Tatlı esinti Karaburun!

Doğal yaşamı ve yereli koruyan özellikleri ile günümüz turizm trendlerini yakalayan bir keşif rotası.

 

Şimdilerde ulaşımın biraz daha kolaylaştığı ama eskiden İstanbul’un Şile ve Ağvası’na gidiyormuş hissini veren virajlı ve uzun yolu Karaburun’a varınca tüm zahmeti unutturuyor. İzmir’e 105 kilometre uzaklıkta olan, doğal güzelliğini koruyan bu küçük ilçede yaklaşık 10 bin kişi yaşıyor.

 

 

Çeşme ve Foça’ya komşu bu keyifli tatil kasabası için yola çıkmaya değer pek çok gerekçe var. Her şeyden önemlisi sakinlik ve huzur arayanlar için biçilmiş kaftan. Karaburun Yarımadası’na İzmir’den 1.5-2 saatlik bir yolculukla gidebilirsiniz.
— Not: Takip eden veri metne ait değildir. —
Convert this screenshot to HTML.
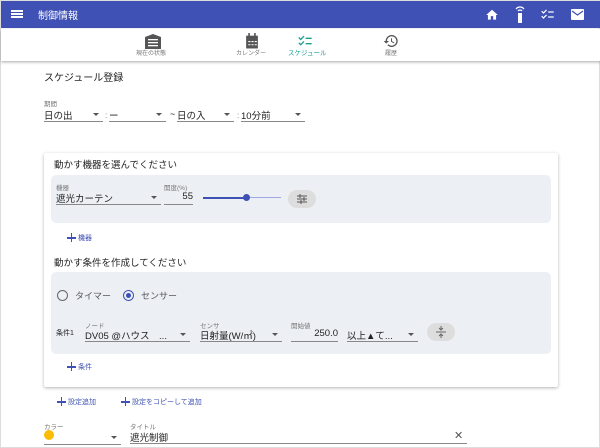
<!DOCTYPE html>
<html><head><meta charset="utf-8"><style>
*{box-sizing:border-box;margin:0;padding:0}
body{width:600px;height:448px;overflow:hidden;background:#fff;font-family:"Liberation Sans","Noto Sans CJK JP",sans-serif;color:#222;position:relative;border:1px solid #ddd}
.a{position:absolute;white-space:nowrap}
.hdr{left:0;top:0;width:600px;height:27px;background:#3f51b5}
.tabs{left:0;top:28px;width:600px;height:32px;background:#fff;box-shadow:0 1px 3px rgba(0,0,0,.35)}
.lbl{font-size:6.5px;color:#777}
.sel{font-size:9.5px;border-bottom:1px solid #888;height:14px}
.arr{position:absolute;right:4px;top:5px;width:0;height:0;border-left:3px solid transparent;border-right:3px solid transparent;border-top:3px solid #555}
.card{left:43px;top:152px;width:514px;height:234px;background:#fff;box-shadow:0 1px 3px rgba(0,0,0,.3);border-radius:2px}
.pan{background:#eceff4;border-radius:5px}
.blue{color:#3f51b5;font-size:7px}
.plus{position:absolute;width:9px;height:9px}
.plus:before{content:"";position:absolute;left:0;top:4px;width:9px;height:1.5px;background:#3f51b5}
.plus:after{content:"";position:absolute;left:3.75px;top:0;width:1.5px;height:9px;background:#3f51b5}
.pill{background:#ddd;border-radius:9px;width:28px;height:18px}
</style></head><body>
<div class="a hdr"></div>
<div class="a" style="left:10px;top:9px;width:12px;height:2px;background:#fff;box-shadow:0 3px 0 #fff,0 6px 0 #fff"></div>
<div class="a" style="left:37px;top:6px;color:#fff;font-size:10px">制御情報</div>
<svg class="a" style="left:484px;top:7px" width="14" height="14" viewBox="0 0 24 24"><path d="M10 20v-6h4v6h5v-8h3L12 3 2 12h3v8z" fill="#fff"/></svg>
<svg class="a" style="left:514px;top:5px" width="10" height="17" viewBox="0 0 10 17"><path d="M1 3a5 5 0 0 1 8 0M3 5a2.5 2.5 0 0 1 4 0" stroke="#fff" fill="none" stroke-width="1.2"/><rect x="3" y="7" width="4" height="10" fill="#fff"/></svg>
<svg class="a" style="left:539px;top:6px" width="15" height="15" viewBox="0 0 24 24"><path d="M22 7h-9v2h9V7zm0 8h-9v2h9v-2zM5.54 11L2 7.46l1.41-1.41 2.12 2.12 4.24-4.24 1.41 1.41L5.54 11zm0 8L2 15.46l1.41-1.41 2.12 2.12 4.24-4.24 1.41 1.41L5.54 19z" fill="#fff"/></svg>
<svg class="a" style="left:570px;top:8px" width="13" height="11" viewBox="0 0 13 11"><rect width="13" height="11" rx="1" fill="#fff"/><path d="M1 2l5.5 4L12 2" stroke="#3f51b5" fill="none" stroke-width="1.2"/></svg>
<div class="a tabs"></div>
<svg class="a" style="left:143px;top:32px" width="18" height="16" viewBox="0 0 18 16"><path d="M1 4L9 1l8 3v12H1z" fill="#555"/><rect x="4" y="6" width="10" height="1.3" fill="#fff"/><rect x="4" y="9" width="10" height="1.3" fill="#fff"/><rect x="4" y="12" width="10" height="1.3" fill="#fff"/></svg>
<div class="a lbl" style="left:135px;top:47px;font-size:6px">現在の状態</div>
<svg class="a" style="left:244px;top:32px" width="14" height="16" viewBox="0 0 13 15"><rect x="1" y="2.5" width="11" height="12" fill="#555"/><rect x="3" y="0" width="1.5" height="3" fill="#555"/><rect x="8.5" y="0" width="1.5" height="3" fill="#555"/><path d="M3 8h2M6 8h2M9 8h2M3 11h2M6 11h2M9 11h2" stroke="#fff"/></svg>
<div class="a lbl" style="left:235px;top:47px;font-size:6px">カレンダー</div>
<svg class="a" style="left:296px;top:32px" width="16" height="16" viewBox="0 0 24 24"><path d="M22 7h-9v2h9V7zm0 8h-9v2h9v-2zM5.54 11L2 7.46l1.41-1.41 2.12 2.12 4.24-4.24 1.41 1.41L5.54 11zm0 8L2 15.46l1.41-1.41 2.12 2.12 4.24-4.24 1.41 1.41L5.54 19z" fill="#1a9e8f"/></svg>
<div class="a" style="left:287px;top:46px;font-size:6.5px;color:#1a9e8f">スケジュール</div>
<svg class="a" style="left:382px;top:32px" width="16" height="16" viewBox="0 0 24 24"><path d="M13 3a9 9 0 0 0-9 9H1l3.9 3.9L9 12H6a7 7 0 1 1 2 4.9l-1.4 1.4A9 9 0 1 0 13 3zm-1 5v5l4.3 2.5.7-1.2-3.5-2.1V8z" fill="#555"/></svg>
<div class="a lbl" style="left:384px;top:47px;font-size:6px">履歴</div>
<div class="a" style="left:43px;top:68px;font-size:10px">スケジュール登録</div>
<div class="a lbl" style="left:43px;top:97px">期間</div>
<div class="a sel" style="left:43px;top:107px;width:59px">日の出<span class="arr"></span></div>
<div class="a" style="left:104px;top:110px;font-size:8px;color:#777">:</div>
<div class="a sel" style="left:108px;top:107px;width:57px">ー<span class="arr"></span></div>
<div class="a" style="left:169px;top:108px;font-size:9px">~</div>
<div class="a sel" style="left:176px;top:107px;width:57px">日の入<span class="arr"></span></div>
<div class="a" style="left:236px;top:110px;font-size:8px;color:#777">:</div>
<div class="a sel" style="left:240px;top:107px;width:64px">10分前<span class="arr"></span></div>
<div class="a card"></div>
<div class="a" style="left:53px;top:156px;font-size:9.5px">動かす機器を選んでください</div>
<div class="a pan" style="left:50px;top:174px;width:500px;height:48px"></div>
<div class="a lbl" style="left:55px;top:181px">機器</div>
<div class="a sel" style="left:55px;top:190px;width:105px">遮光カーテン<span class="arr"></span></div>
<div class="a lbl" style="left:163px;top:181px">開度(%)</div>
<div class="a sel" style="left:163px;top:190px;width:29px;text-align:right">55</div>
<div class="a" style="left:202px;top:196px;width:44px;height:1.5px;background:#3f51b5"></div>
<div class="a" style="left:246px;top:196px;width:34px;height:1px;background:#9fa8e0"></div>
<div class="a" style="left:242px;top:193px;width:7px;height:7px;border-radius:50%;background:#3f51b5"></div>
<div class="a pill" style="left:287px;top:189px"></div>
<svg class="a" style="left:295px;top:193px" width="12" height="10" viewBox="0 0 12 10"><path d="M1 2h10M1 5h10M1 8h10M4 0v4M8 3v4M5 6v4" stroke="#555" stroke-width="1"/></svg>
<div class="plus" style="left:66px;top:232px"></div><div class="a blue" style="left:77px;top:232px">機器</div>
<div class="a" style="left:53px;top:254px;font-size:9.5px">動かす条件を作成してください</div>
<div class="a pan" style="left:50px;top:271px;width:500px;height:82px"></div>
<div class="a" style="left:56px;top:289px;width:11px;height:11px;border:1.3px solid #666;border-radius:50%"></div>
<div class="a" style="left:74px;top:288px;font-size:9px;color:#555">タイマー</div>
<div class="a" style="left:122px;top:289px;width:11px;height:11px;border:1.3px solid #3f51b5;border-radius:50%"></div>
<div class="a" style="left:125px;top:292px;width:5px;height:5px;background:#3f51b5;border-radius:50%"></div>
<div class="a" style="left:140px;top:288px;font-size:9px;color:#555">センサー</div>
<div class="a" style="left:55px;top:327px;font-size:7px">条件1</div>
<div class="a lbl" style="left:84px;top:319px">ノード</div>
<div class="a sel" style="left:84px;top:327px;width:105px">DV05 @ハウス　...<span class="arr"></span></div>
<div class="a lbl" style="left:199px;top:319px">センサ</div>
<div class="a sel" style="left:199px;top:327px;width:82px">日射量(W/㎡)<span class="arr"></span></div>
<div class="a lbl" style="left:290px;top:319px">開始値</div>
<div class="a sel" style="left:290px;top:327px;width:47px;text-align:right">250.0</div>
<div class="a sel" style="left:346px;top:327px;width:71px">以上▲て...<span class="arr"></span></div>
<div class="a pill" style="left:426px;top:322px"></div>
<svg class="a" style="left:434px;top:324px" width="12" height="14" viewBox="0 0 12 14"><path d="M1 7h10M6 1v4M4 3l2 2 2-2M6 13V9M4 11l2-2 2 2" stroke="#666" fill="none" stroke-width="1"/></svg>
<div class="plus" style="left:66px;top:361px"></div><div class="a blue" style="left:77px;top:361px">条件</div>
<div class="plus" style="left:56px;top:396px"></div><div class="a blue" style="left:67px;top:396px">設定追加</div>
<div class="plus" style="left:120px;top:396px"></div><div class="a blue" style="left:131px;top:396px">設定をコピーして追加</div>
<div class="a lbl" style="left:43px;top:420px">カラー</div>
<div class="a" style="left:43px;top:429px;width:10px;height:10px;border-radius:50%;background:#fbbc05"></div>
<div class="a sel" style="left:43px;top:430px;width:77px;height:14px;border-bottom-color:#888"><span class="arr"></span></div>
<div class="a lbl" style="left:129px;top:420px">タイトル</div>
<div class="a sel" style="left:129px;top:429px;width:337px">遮光制御</div>
<div class="a" style="left:453px;top:428px;font-size:11px;color:#555">✕</div>
</body></html>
Düzenli olarak İzmir merkezden kalkan minibüs ve otobüs seferleri de bulunuyor. Urla-Karaburun arası çalışan bir otobüs hattı da mevcut. İlçe Burgaz, İskele, Kaza ve Bodrum olarak dört bölgeye ayrılmış durumda. Nisan ayından eylül sonlarına kadar gidilebilecek Akdeniz iklimi özelliğini fazlasıyla gösteren bir coğrafya. Şanslıysanız sayıları git gide azalan Akdeniz Foku ve Ada Martısı’nı da görebilirsiniz.

 

Karaburun’un yeşil bitki örtüsü, bakir koyları göz kamaştırıyor. Ege’nin şiir gibi tatlı bir esinti sunan bu keyifli yarımadası deniz tatili yapmak, dalış keyfi yaşamak isteyenler için de pek çok imkana sahip. Kuzey komşusu Midilli, batısında Sakız Adası olan Karaburun tam bir Ege güzeli. İlçenin plajları da keşif rotalarınız arasında mutlaka yer almalı. Ayıbalığı Koyu, Bodrum Plajı, Mimoza Koyu, Akvaryum Plajı gidilecek yerler arasında. Ayrıca trekking, fotoğrafçılık, bisiklet ve kick scooter ile keşif yapabilirsiniz. Adını bir festivale de veren Karaburun’un mis kokulu nergisleri ile de dikkat çekiyor.